It's funny how when there's no rush and no specific plan that things just tend to work better than when a lot of planning is put into a trip. We left Stone Turtle Ranch at leisure and no designated time. Blueberry, unfortunately, was left in the warm garage. I can't expect Blueberry to always want to go ride when I do. Vain of me, isn't it?
I thought it couldn't hurt to swing over to the Narrows in the Wichita Mountains Wildlife refuge since I had a hunch the climbers I missed yesterday may try their luck there if they hadn't frozen to their sleeping bags the night before. I, of course, had to stop (yes, again) to take some pictures of some buffalo relaxing along the side of the road into the Narrows. As we approach the parking area, I spot the bright yellow car I left a note on yesterday. Was my hunch dead-on or what? I think I've still got some intuitions to gain before I apply to a sleuthing school. And, wouldn't you know, Serendipity was still with me because just as we got closer to the car, one of the climbers came back to his car. We had managed to catch them just as they started out to find the trail.
Since Serendipity had been so kind to me today, I had absolutely no concerns about being able to take the time to share the beauty of my stomping grounds with the climbers. Since my adventurous partner in crime had no qualms with taking a short spontaneous walk into the Narrows, off we went. I was a little surprised to find the water in West Cache Creek was still frozen. Had I known, I could have brought some ice skates since Lawton is not up to speed when it comes to winter activities.We let the climbers start climbing and started on our way back to the car. Not much was seen on the way out of the refuge, just the three buffalo who I captured on film. Because captured on SD card just doesn't sound as good.

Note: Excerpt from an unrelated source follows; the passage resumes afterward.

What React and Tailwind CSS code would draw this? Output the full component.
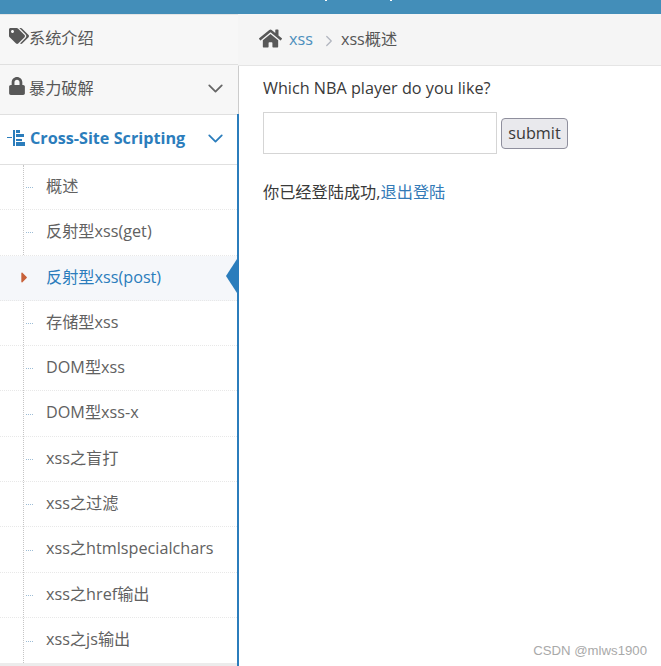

The general idea was to find a little abandoned mining town called Cold Springs. But, since Roosevelt and Mountain Park were in that area, we were in a car, and Serendipity was being so good to us, we cruised the streets/junk yards. Roosevelt is filled with junk yards. If you have a project vehicle and need parts, try going there. I'm sure you'll find what you need. The old Arts and Crafts building is crammed with bumpers, hoods, doors, etc. The old high school (built in 1930) across the street from the Arts and Crafts building is surprisingly big for a rural school built in 1930. Found the old, old school house, too. We found a small cafe which was currently open and closed. Both signs were hanging in the window. Since there were no lights, we figured it was currently using the closed sign. I thought I had a post with some Roosevelt/Mt. Park history, but I couldn't find anything. So look back for another post soon!
|Found at Roosevelt's bar.|
After checking out Roosevelt's Cemetery and driving by a haunted house (or so it was labeled), we made our way south. I was very excited to go looking for Cold Springs along the north shore of Tom Steed Reservoir. Now, I'll admit some of my appeal for Cold Springs comes from the legend that the stolen loot of a stage coach headed to Fort Sill circa 1885 is rumored to be buried on the banks of Otter Creek. I counted county roads utterly confused when 1530 came after 2320 only to find out that Cold Springs has a gigantic sign along the highway. We turned onto the dirt road and started driving towards the reservoir. There's a tiny community back there and no more signs to be found. There was a road crossing over the railroad in two spots, but since someone forgot to bring a map, we weren't sure if that was a good idea since two locals had just ambled back over the tracks. I always think that in places like Roosevelt and the country surrounding it, they'd never find the bodies. Keeps me from places I probably shouldn't be exploring...sometimes. Since we were running out of daylight hours, we called it good for the day, and started looking for the Gold Belle Mine.
The remnants of the old mine are right off the highway and easy to find if you're driving north on HWY 183. As far as I was able to find, this smelter was part of an illegal miner camp, Wildman, established in 1901 which was destroyed by Fort Sill's soldiers. The only things left to see of the cyanide ore mill (which never processed ore) are the cooling tower and the concrete foundations. It looks to be the local hangout judging by the trash at the bottom of the old cooling tower.
After efficiently braking for the first historical marker once I had the notion I wanted to see the marker, I had my buddy holding on to the handle next to the passenger seat for the rest of the ride along with the comment "Jesus! You need a bumper sticker that reads I brake for historical markers." Well, I think I need a bumper sticker that reads I randomly decide to brake for weird things whenever I please.
Before turning around, we cruised through the six or so streets that make up Mountain Park. They have a post office, a bank, a small park, and a closed cafe (surprise, surprise). Mountain Park never experienced the glory it could have since the guy who was supposed to sell his land to the railroad back in the day thought he could get more than $6,000 and demanded more money. The railroad altered its plans, left Mountain Park in the dust, and made Snyder fit into the plan instead. All but seven of the businesses which had been established in Mountain Park then moved to Snyder. A lesson about the effects of greed.